Wednesday, May 1, 2013

Photo-Secession: Process and the Hand of Man

Wells, Thinking about photography, pg. 11-17, 257-71


I found this reading very interesting, especially after returning to the passage after having an entire semester studying the history of photography. When I first read these pages from Wells in the beginning of the semester, I thought the information about the acceptance of photography as an art form in the nineteenth century and the relationship between painting and photography was a fascinating thought, but I did not fully understand the challenge artist's such as the three I am studying for my paper, Stieglitz, Strand and Lange faced when producing their work.
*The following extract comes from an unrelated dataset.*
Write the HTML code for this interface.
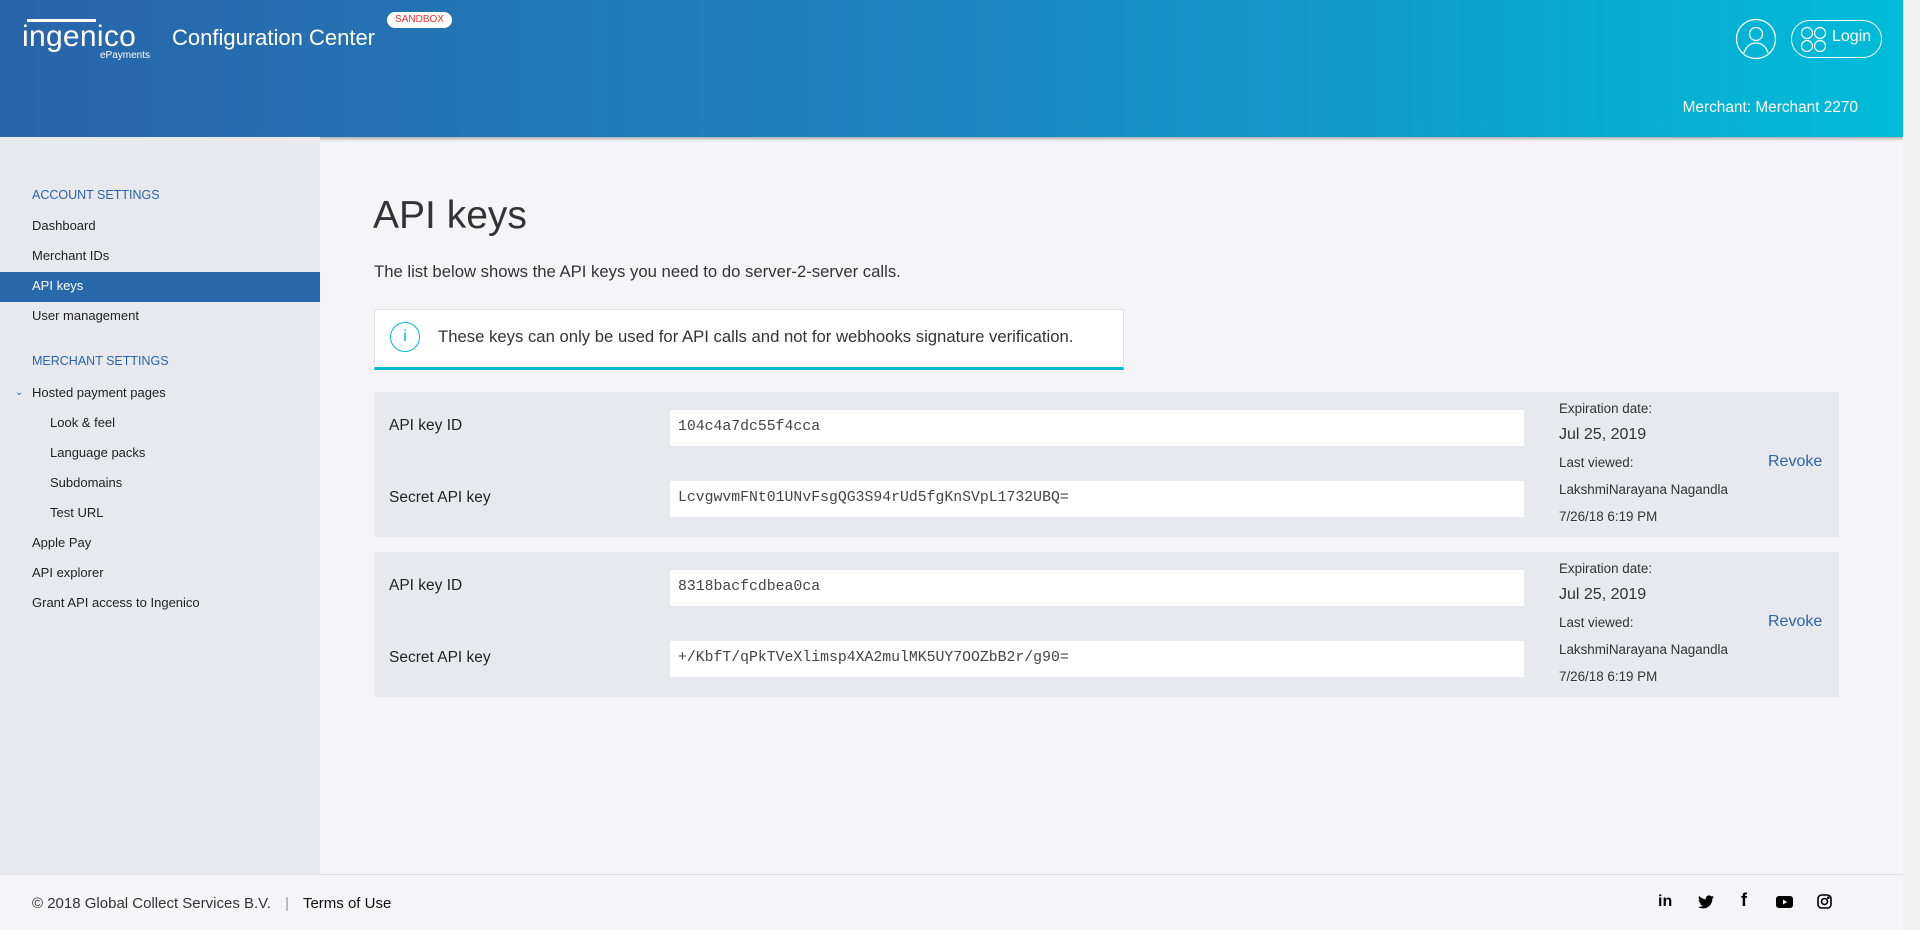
<!DOCTYPE html>
<html><head><meta charset="utf-8"><style>
*{margin:0;padding:0;box-sizing:border-box}
body{width:1920px;height:930px;overflow:hidden;background:#f5f5f8;font-family:"Liberation Sans",sans-serif;color:#222;position:relative}
.a{position:absolute;white-space:nowrap}
#hdr{left:0;top:0;width:1903px;height:137px;background:linear-gradient(90deg,#2a64aa 0%,#1a8ac4 55%,#00bcd9 100%);box-shadow:0 2px 3px rgba(0,0,0,.3)}
#side{left:0;top:137px;width:320px;height:737px;background:#e8e9ee}
.nav{position:absolute;left:32px;font-size:13px;color:#222;line-height:18px}
.sec{color:#2a64aa;font-size:12.5px}
.sub{left:50px}
#act{left:0;top:272px;width:320px;height:30px;background:#2968aa}
.card{position:absolute;left:374px;width:1465px;height:145px;background:#e8e9ee}
.lbl{position:absolute;left:15px;font-size:15.5px;color:#222}
.inp{position:absolute;left:296px;width:854px;height:36px;background:#fff;font-family:"Liberation Mono",monospace;font-size:14.8px;color:#444;padding:9px 0 0 8px}
.r{position:absolute;left:1185px;font-size:13.4px;color:#333}
.rev{position:absolute;left:1394px;font-size:16px;color:#2a64aa}
#foot{left:0;top:874px;width:1903px;height:56px;background:#f5f5f8;border-top:1px solid #e0e1e6}
#sb{left:1903px;top:0;width:17px;height:930px;background:#f1f1f1}
</style></head><body>
<div class="a" id="hdr"></div>
<div class="a" style="left:27px;top:19px;width:69px;height:3px;background:#fff"></div>
<div class="a" style="left:22px;top:20px;font-size:30px;color:#fff;letter-spacing:0.3px">ingenico</div>
<div class="a" style="left:100px;top:50px;font-size:10px;color:#fff">ePayments</div>
<div class="a" style="left:172px;top:25px;font-size:22px;color:#fff">Configuration Center</div>
<div class="a" style="left:387px;top:12px;width:65px;height:16px;border-radius:8px;background:#fff;color:#e33;font-size:10px;text-align:center;line-height:16px">SANDBOX</div>
<svg class="a" style="left:1735px;top:18px" width="42" height="42" viewBox="0 0 42 42" fill="none" stroke="#fff" stroke-width="1.3"><circle cx="21" cy="21" r="19.5"/><circle cx="21" cy="16" r="6.5"/><path d="M9 35c2-7 7-10 12-10s10 3 12 10"/></svg>
<div class="a" style="left:1791px;top:20px;width:91px;height:38px;border:1.3px solid #fff;border-radius:19px"></div>
<svg class="a" style="left:1800px;top:26px" width="28" height="28" fill="none" stroke="#fff" stroke-width="1.2"><circle cx="7" cy="7" r="5.5"/><circle cx="20" cy="7" r="5.5"/><circle cx="7" cy="20" r="5.5"/><circle cx="20" cy="20" r="5.5"/></svg>
<div class="a" style="left:1832px;top:28px;font-size:16px;color:#fff">Login</div>
<div class="a" style="left:1658px;top:99px;font-size:15.4px;color:#fff;width:200px;text-align:right">Merchant: Merchant 2270</div>

<div class="a" id="side"></div>
<div class="a" id="act"></div>
<div class="nav sec" style="top:186px">ACCOUNT SETTINGS</div>
<div class="nav" style="top:217px">Dashboard</div>
<div class="nav" style="top:247px">Merchant IDs</div>
<div class="nav" style="top:277px;color:#fff">API keys</div>
<div class="nav" style="top:307px">User management</div>
<div class="nav sec" style="top:352px">MERCHANT SETTINGS</div>
<div class="nav" style="top:384px;left:15px;font-size:10px;color:#2a64aa">&#8964;</div>
<div class="nav" style="top:384px">Hosted payment pages</div>
<div class="nav sub" style="top:414px">Look &amp; feel</div>
<div class="nav sub" style="top:444px">Language packs</div>
<div class="nav sub" style="top:474px">Subdomains</div>
<div class="nav sub" style="top:504px">Test URL</div>
<div class="nav" style="top:534px">Apple Pay</div>
<div class="nav" style="top:564px">API explorer</div>
<div class="nav" style="top:594px">Grant API access to Ingenico</div>

<div class="a" style="left:373px;top:194px;font-size:39px;color:#333">API keys</div>
<div class="a" style="left:374px;top:262px;font-size:16.7px;color:#333">The list below shows the API keys you need to do server-2-server calls.</div>
<div class="a" style="left:374px;top:309px;width:750px;height:61px;background:#fff;border:1px solid #e0e1e6;border-bottom:3px solid #00b8d6"></div>
<div class="a" style="left:390px;top:322px;width:30px;height:30px;border:1.3px solid #00b8d6;border-radius:50%;color:#00b8d6;font-size:16px;text-align:center;line-height:28px">i</div>
<div class="a" style="left:438px;top:327px;font-size:16.7px;color:#333">These keys can only be used for API calls and not for webhooks signature verification.</div>

<div class="card" style="top:392px">
<div class="lbl" style="top:25px">API key ID</div>
<div class="lbl" style="top:97px">Secret API key</div>
<div class="inp" style="top:18px">104c4a7dc55f4cca</div>
<div class="inp" style="top:89px">LcvgwvmFNt01UNvFsgQG3S94rUd5fgKnSVpL1732UBQ=</div>
<div class="r" style="top:9px">Expiration date:</div>
<div class="r" style="top:34px;font-size:16px">Jul 25, 2019</div>
<div class="r" style="top:63px">Last viewed:</div>
<div class="r" style="top:90px">LakshmiNarayana Nagandla</div>
<div class="r" style="top:117px">7/26/18 6:19 PM</div>
<div class="rev" style="top:61px">Revoke</div>
</div>
<div class="card" style="top:552px">
<div class="lbl" style="top:25px">API key ID</div>
<div class="lbl" style="top:97px">Secret API key</div>
<div class="inp" style="top:18px">8318bacfcdbea0ca</div>
<div class="inp" style="top:89px">+/KbfT/qPkTVeXlimsp4XA2mulMK5UY7OOZbB2r/g90=</div>
<div class="r" style="top:9px">Expiration date:</div>
<div class="r" style="top:34px;font-size:16px">Jul 25, 2019</div>
<div class="r" style="top:63px">Last viewed:</div>
<div class="r" style="top:90px">LakshmiNarayana Nagandla</div>
<div class="r" style="top:117px">7/26/18 6:19 PM</div>
<div class="rev" style="top:61px">Revoke</div>
</div>

<div class="a" id="foot"></div>
<div class="a" style="left:32px;top:895px;font-size:15px;color:#333">© 2018 Global Collect Services B.V. <span style="color:#999;margin:0 10px">|</span> <span style="color:#111">Terms of Use</span></div>
<div class="a" style="left:1658px;top:893px;font-size:16px;font-weight:bold;color:#000">in</div>
<svg class="a" style="left:1698px;top:895px" width="16" height="14" viewBox="0 0 24 20"><path d="M24 2.4c-.9.4-1.8.7-2.8.8 1-.6 1.8-1.6 2.2-2.7-1 .6-2 1-3.1 1.2C19.3.7 18 0 16.6 0c-2.7 0-4.9 2.2-4.9 4.9 0 .4 0 .8.1 1.1C7.7 5.8 4.1 3.9 1.7.9c-.4.7-.7 1.6-.7 2.5 0 1.7.9 3.2 2.2 4.1-.8 0-1.600-.2-2.2-.6v.1c0 2.4 1.7 4.4 3.9 4.8-.4.1-.8.2-1.3.2-.3 0-.6 0-.9-.1.6 2 2.4 3.4 4.6 3.4-1.7 1.3-3.8 2.1-6.1 2.1H0c2.2 1.4 4.8 2.2 7.5 2.2 9.1 0 14-7.5 14-14v-.6c1-.7 1.8-1.6 2.5-2.6z"/></svg>
<div class="a" style="left:1741px;top:890px;font-size:18px;font-weight:bold;color:#000">f</div>
<svg class="a" style="left:1776px;top:896px" width="17" height="12" viewBox="0 0 17 12"><rect width="17" height="12" rx="3"/><path d="M7 3.5v5l4-2.5z" fill="#fff"/></svg>
<svg class="a" style="left:1817px;top:894px" width="15" height="15" fill="none" stroke="#000" stroke-width="1.6"><rect x="1" y="1" width="13" height="13" rx="3.5"/><circle cx="7.5" cy="7.5" r="3"/><circle cx="11.3" cy="3.7" r=".5" fill="#000"/></svg>
<div class="a" id="sb"></div>
</body></html>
I also did not fully grasp how photographers mimicked painterly styles in order to have their work accepted as an art form. Steve Edwards points out that in today’s world, we cannot imagine life without photography. Later in the writing, Van Deren Coke describes the advantages photography provided to painting, such as allowing the painter to have photographic images to serve as notes rather than sketches. A quote that I think directly relates to my thesis in my paper and explains the relevance of photography in the art world is, “…the same object represented by different photographers will produce different pictorial results and this invariably not only because the one man uses different lenses and chemicals than the other but because there is something different in each man’s mind which somehow gets communicated to his fingers’ ends and thence to his pictures.” (Harker 1988:46).